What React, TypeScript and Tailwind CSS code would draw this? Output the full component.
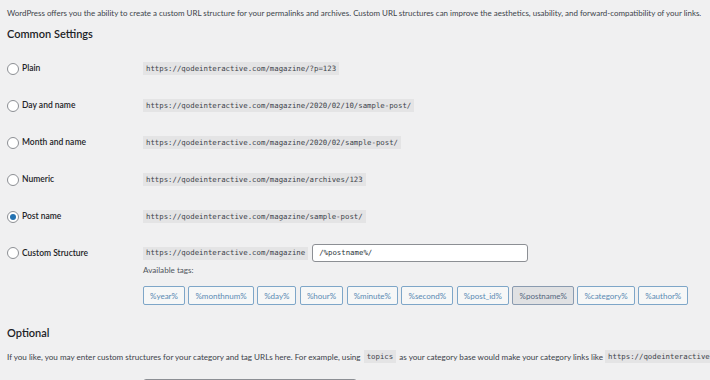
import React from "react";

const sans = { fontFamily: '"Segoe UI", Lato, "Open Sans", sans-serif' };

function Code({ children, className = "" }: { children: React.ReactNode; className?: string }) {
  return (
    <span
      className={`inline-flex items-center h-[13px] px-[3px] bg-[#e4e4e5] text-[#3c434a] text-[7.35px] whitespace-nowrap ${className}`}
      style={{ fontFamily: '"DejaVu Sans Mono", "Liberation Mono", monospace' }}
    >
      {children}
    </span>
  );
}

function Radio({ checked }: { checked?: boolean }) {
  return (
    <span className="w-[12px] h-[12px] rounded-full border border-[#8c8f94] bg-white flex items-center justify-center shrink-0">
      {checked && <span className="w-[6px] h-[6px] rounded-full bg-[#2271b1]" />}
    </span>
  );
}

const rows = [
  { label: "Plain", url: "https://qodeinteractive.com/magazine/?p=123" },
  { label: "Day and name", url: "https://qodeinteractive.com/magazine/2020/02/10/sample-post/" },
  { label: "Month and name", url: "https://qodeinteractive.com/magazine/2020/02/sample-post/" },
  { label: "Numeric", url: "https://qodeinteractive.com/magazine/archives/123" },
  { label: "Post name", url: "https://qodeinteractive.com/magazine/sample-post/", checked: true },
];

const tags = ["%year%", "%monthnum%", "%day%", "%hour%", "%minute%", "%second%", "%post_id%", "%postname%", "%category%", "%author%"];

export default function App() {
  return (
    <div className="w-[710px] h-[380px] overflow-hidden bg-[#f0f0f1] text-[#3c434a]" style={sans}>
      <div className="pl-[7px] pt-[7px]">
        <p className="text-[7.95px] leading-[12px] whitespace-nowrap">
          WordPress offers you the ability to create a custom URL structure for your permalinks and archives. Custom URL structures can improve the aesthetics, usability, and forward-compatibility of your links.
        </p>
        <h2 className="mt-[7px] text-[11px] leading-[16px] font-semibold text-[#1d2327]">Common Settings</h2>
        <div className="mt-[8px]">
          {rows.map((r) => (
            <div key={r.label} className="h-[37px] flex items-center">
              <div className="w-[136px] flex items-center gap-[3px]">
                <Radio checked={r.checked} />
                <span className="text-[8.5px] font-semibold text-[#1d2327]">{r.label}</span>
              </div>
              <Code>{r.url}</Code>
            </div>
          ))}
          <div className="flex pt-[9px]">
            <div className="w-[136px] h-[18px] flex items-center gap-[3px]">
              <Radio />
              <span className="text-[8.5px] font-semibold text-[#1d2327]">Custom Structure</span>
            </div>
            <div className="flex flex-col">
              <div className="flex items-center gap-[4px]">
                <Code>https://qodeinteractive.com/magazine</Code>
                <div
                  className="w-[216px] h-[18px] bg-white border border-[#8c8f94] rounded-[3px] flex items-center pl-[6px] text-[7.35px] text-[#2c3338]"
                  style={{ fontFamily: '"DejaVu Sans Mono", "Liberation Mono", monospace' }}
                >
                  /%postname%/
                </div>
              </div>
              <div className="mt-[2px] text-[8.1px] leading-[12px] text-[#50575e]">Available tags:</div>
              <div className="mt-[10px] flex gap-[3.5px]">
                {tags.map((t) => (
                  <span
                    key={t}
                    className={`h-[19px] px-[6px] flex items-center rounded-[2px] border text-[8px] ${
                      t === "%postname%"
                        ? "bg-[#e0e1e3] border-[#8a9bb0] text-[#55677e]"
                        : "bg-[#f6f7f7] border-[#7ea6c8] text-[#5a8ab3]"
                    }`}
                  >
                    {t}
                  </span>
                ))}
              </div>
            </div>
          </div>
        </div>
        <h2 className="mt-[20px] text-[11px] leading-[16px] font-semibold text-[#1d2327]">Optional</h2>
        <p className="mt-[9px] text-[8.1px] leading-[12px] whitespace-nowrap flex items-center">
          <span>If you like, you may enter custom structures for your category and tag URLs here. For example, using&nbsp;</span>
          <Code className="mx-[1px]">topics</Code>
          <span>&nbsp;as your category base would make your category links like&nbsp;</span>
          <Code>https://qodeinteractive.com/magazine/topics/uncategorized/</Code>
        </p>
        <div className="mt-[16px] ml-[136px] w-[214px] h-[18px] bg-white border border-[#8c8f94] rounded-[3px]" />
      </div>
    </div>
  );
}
================
Aim:
Make an exact copy of the whole listing, but don't bring over any pictures.

Solved problem:
What React, TypeScript and Tailwind CSS code would draw this? Output the full component.
import React from "react";

const sans = { fontFamily: '"Segoe UI", Lato, "Open Sans", sans-serif' };

function Code({ children, className = "" }: { children: React.ReactNode; className?: string }) {
  return (
    <span
      className={`inline-flex items-center h-[13px] px-[3px] bg-[#e4e4e5] text-[#3c434a] text-[7.35px] whitespace-nowrap ${className}`}
      style={{ fontFamily: '"DejaVu Sans Mono", "Liberation Mono", monospace' }}
    >
      {children}
    </span>
  );
}

function Radio({ checked }: { checked?: boolean }) {
  return (
    <span className="w-[12px] h-[12px] rounded-full border border-[#8c8f94] bg-white flex items-center justify-center shrink-0">
      {checked && <span className="w-[6px] h-[6px] rounded-full bg-[#2271b1]" />}
    </span>
  );
}

const rows = [
  { label: "Plain", url: "https://qodeinteractive.com/magazine/?p=123" },
  { label: "Day and name", url: "https://qodeinteractive.com/magazine/2020/02/10/sample-post/" },
  { label: "Month and name", url: "https://qodeinteractive.com/magazine/2020/02/sample-post/" },
  { label: "Numeric", url: "https://qodeinteractive.com/magazine/archives/123" },
  { label: "Post name", url: "https://qodeinteractive.com/magazine/sample-post/", checked: true },
];

const tags = ["%year%", "%monthnum%", "%day%", "%hour%", "%minute%", "%second%", "%post_id%", "%postname%", "%category%", "%author%"];

export default function App() {
  return (
    <div className="w-[710px] h-[380px] overflow-hidden bg-[#f0f0f1] text-[#3c434a]" style={sans}>
      <div className="pl-[7px] pt-[7px]">
        <p className="text-[7.95px] leading-[12px] whitespace-nowrap">
          WordPress offers you the ability to create a custom URL structure for your permalinks and archives. Custom URL structures can improve the aesthetics, usability, and forward-compatibility of your links.
        </p>
        <h2 className="mt-[7px] text-[11px] leading-[16px] font-semibold text-[#1d2327]">Common Settings</h2>
        <div className="mt-[8px]">
          {rows.map((r) => (
            <div key={r.label} className="h-[37px] flex items-center">
              <div className="w-[136px] flex items-center gap-[3px]">
                <Radio checked={r.checked} />
                <span className="text-[8.5px] font-semibold text-[#1d2327]">{r.label}</span>
              </div>
              <Code>{r.url}</Code>
            </div>
          ))}
          <div className="flex pt-[9px]">
            <div className="w-[136px] h-[18px] flex items-center gap-[3px]">
              <Radio />
              <span className="text-[8.5px] font-semibold text-[#1d2327]">Custom Structure</span>
            </div>
            <div className="flex flex-col">
              <div className="flex items-center gap-[4px]">
                <Code>https://qodeinteractive.com/magazine</Code>
                <div
                  className="w-[216px] h-[18px] bg-white border border-[#8c8f94] rounded-[3px] flex items-center pl-[6px] text-[7.35px] text-[#2c3338]"
                  style={{ fontFamily: '"DejaVu Sans Mono", "Liberation Mono", monospace' }}
                >
                  /%postname%/
                </div>
              </div>
              <div className="mt-[2px] text-[8.1px] leading-[12px] text-[#50575e]">Available tags:</div>
              <div className="mt-[10px] flex gap-[3.5px]">
                {tags.map((t) => (
                  <span
                    key={t}
                    className={`h-[19px] px-[6px] flex items-center rounded-[2px] border text-[8px] ${
                      t === "%postname%"
                        ? "bg-[#e0e1e3] border-[#8a9bb0] text-[#55677e]"
                        : "bg-[#f6f7f7] border-[#7ea6c8] text-[#5a8ab3]"
                    }`}
                  >
                    {t}
                  </span>
                ))}
              </div>
            </div>
          </div>
        </div>
        <h2 className="mt-[20px] text-[11px] leading-[16px] font-semibold text-[#1d2327]">Optional</h2>
        <p className="mt-[9px] text-[8.1px] leading-[12px] whitespace-nowrap flex items-center">
          <span>If you like, you may enter custom structures for your category and tag URLs here. For example, using&nbsp;</span>
          <Code className="mx-[1px]">topics</Code>
          <span>&nbsp;as your category base would make your category links like&nbsp;</span>
          <Code>https://qodeinteractive.com/magazine/topics/uncategorized/</Code>
        </p>
        <div className="mt-[16px] ml-[136px] w-[214px] h-[18px] bg-white border border-[#8c8f94] rounded-[3px]" />
      </div>
    </div>
  );
}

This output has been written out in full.